I am building a model Y=X\beta + \epsilon, where both X and Y are matrices. I want to model the correlation between the Y.
As you can see, I have some pretty big parameter matrices, so I want to declare them in the model block so that they can be discarded. But I got error, saying “std_normal_lpdf: Random variable[1] is nan, but must not be nan!”
However, if I move the declaration to the transformed parameters blocks, then it runs fine, although very slow.
Can you advise where it went wrong?
Also beside the error message, I feel that there are many places that the code can be improved, can you also advise on that?
Thanks a lot!
data {
int<lower=0> nSamples; //number of samples
int<lower=0> nBio; //number of y
int<lower=0> nX; // number of x
matrix[nSamples, nBio] y; // the multivariate outcome matrix
matrix[nSamples, nX] X; // predictor matrix
}
parameters {
matrix[nX, nBio] beta; // betas from N(0,1)
vector<lower=0>[nBio] sigma_eps; // sd of the residual
vector<lower=0>[nBio] tau; // prior scale
cholesky_factor_corr[nBio] L;
}
transformed parameters {
}
model {
matrix[nSamples, nBio] z;
matrix[nSamples, nBio] mu;
mu = X * beta + z * (diag_pre_multiply(tau,L))';
sigma_eps ~ exponential(1);
tau ~ cauchy(0, 2.5);
L ~ lkj_corr_cholesky(1);
for(i in 1:nX){
to_vector(beta[i]) ~ student_t(10, 0, 10);
}
for(i in 1:nSamples){
to_vector(z[i]) ~ std_normal();
}
for(i in 1:nSamples){
for(j in 1:(nBio)){
y[i][j] ~ normal(mu[i][j], sigma_eps[j]);
}
}
}
I see. I didn’t specifically test if Z increase my memory, but keeping mu definitely increased my fitted object size. And they significantly slowed down the program.
I worked on some other project with many Ys. In that case, keeping all the intermediate values gave me hundred of Gb of fitted object. Getting rid of those slim the object to a couple of Mb
I hope it’s ok to revive a thread like this but I have a very similar query.
In my case my model block looks likes this:
model {
// latent gp
vector[n_obs] h;
// Priors
sigma ~ normal(0, 1);
//sigma ~ inv_gamma(1, 1);
tau ~ cauchy(0, 0.1);
beta ~ std_normal();
r ~ cauchy(0, 1);
// Likelihood
h ~ multi_normal_cholesky(rep_vector(0, n_obs), cholesky_decompose(cov_Kzr(Z, r, tau, 1e-6)));
y ~ normal(h + X*beta, sigma);
}
If I run this I get the error: Exception: multi_normal_cholesky_lpdf: Random variable[1] is nan, but must not be nan!
However if I simply cut and paste the line vector[n_obs] h; to the parameters block, it runs without a problem, but I do not understand why. Scoping doesn’t seems to explain it, so what else is at play here? (h is not referred to anywhere else in the code)
Forgive me but what is a “true parameter proper” and whats the alternative to a true parameter proper?

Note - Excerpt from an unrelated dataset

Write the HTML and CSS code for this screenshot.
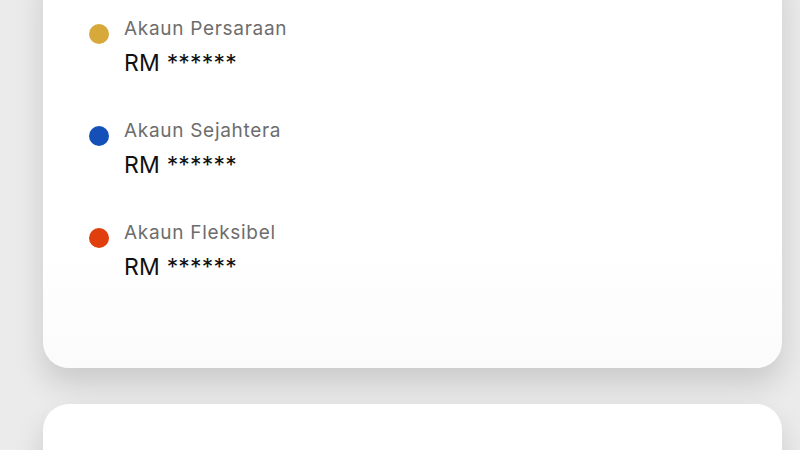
FILE: index.html
```html
<!DOCTYPE html>
<html>
<head>
<meta charset="utf-8">
<link rel="stylesheet" href="styles.css">
</head>
<body>
<div class="page">
  <div class="card card-top">
    <div class="row">
      <span class="dot dot-gold"></span>
      <div class="info">
        <div class="label">Akaun Persaraan</div>
        <div class="value">RM ******</div>
      </div>
    </div>
    <div class="row">
      <span class="dot dot-blue"></span>
      <div class="info">
        <div class="label">Akaun Sejahtera</div>
        <div class="value">RM ******</div>
      </div>
    </div>
    <div class="row">
      <span class="dot dot-red"></span>
      <div class="info">
        <div class="label">Akaun Fleksibel</div>
        <div class="value">RM ******</div>
      </div>
    </div>
  </div>
  <div class="card card-next"></div>
</div>
</body>
</html>
```
FILE: styles.css
```css
html, body {
  margin: 0;
  padding: 0;
  width: 800px;
  height: 450px;
  overflow: hidden;
  background: #ebebeb;
  font-family: "Inter", "Liberation Sans", sans-serif;
}
.page {
  display: flex;
  flex-direction: column;
  gap: 36px;
  padding: 0 18px 0 43px;
  margin-top: -40px;
}
.card {
  background: #ffffff;
  border-radius: 26px;
  box-shadow: 0 16px 30px rgba(0, 0, 0, 0.14);
}
.card-top {
  height: 408px;
  padding: 57px 0 0 46px;
  box-sizing: border-box;
  display: flex;
  flex-direction: column;
  gap: 42px;
  background: linear-gradient(#ffffff 70%, #fbfbfb 100%);
}
.card-next {
  height: 120px;
}
.row {
  display: flex;
  align-items: flex-start;
  gap: 15px;
}
.dot {
  width: 20px;
  height: 20px;
  border-radius: 50%;
  margin-top: 7px;
  flex: none;
}
.dot-gold { background: #d6a93a; }
.dot-blue { background: #1450b8; }
.dot-red { background: #e13e0e; }
.info {
  display: flex;
  flex-direction: column;
  gap: 8px;
}
.label {
  font-size: 19px;
  line-height: 24px;
  color: #6d6d6d;
  letter-spacing: 0.7px;
}
.value {
  font-size: 23px;
  line-height: 28px;
  color: #111111;
  letter-spacing: 0.2px;
}
```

If you declare h in the model block, you haven’t assigned any values to h. Until you do, h consists of nothing but nan. If you declare h as a parameter, then a whole bunch of things happen. Conceptually, the most important but also the most abstract is that you parameterize the posterior distribution in terms of h. This affects the posterior geometry, the gradients… everything that is important to Stan.
In practical terms, the model initializes the parameters somewhere, populating h declared as a parameter with a set of candidate values from which the HMC algorithm proceeds, simulating the evolution of h along the Hamiltonian trajectory and then updating the value of h via multinomial sampling along the trajectory.
He meant that you are writing down a model that you intend to be parameterized by h and not a model wherein you can recover h deterministically from the values of the data and the “true parameters”.
Note that ~ in Stan does not mean “draw a random number from this distribution”. It means “increment the target by a log probability density function corresponding to this distribution evaluated at the current values of the parameters and data”.
Ah ok I think I get it. I was comparing to the latent GP example in the Stan manual 10.3 Fitting a Gaussian process | Stan User’s Guide - but I see the difference is that in that model, even though f is declared in the model block, f depends on data and parameters declared in the parameter block, so the situation is different. Thanks.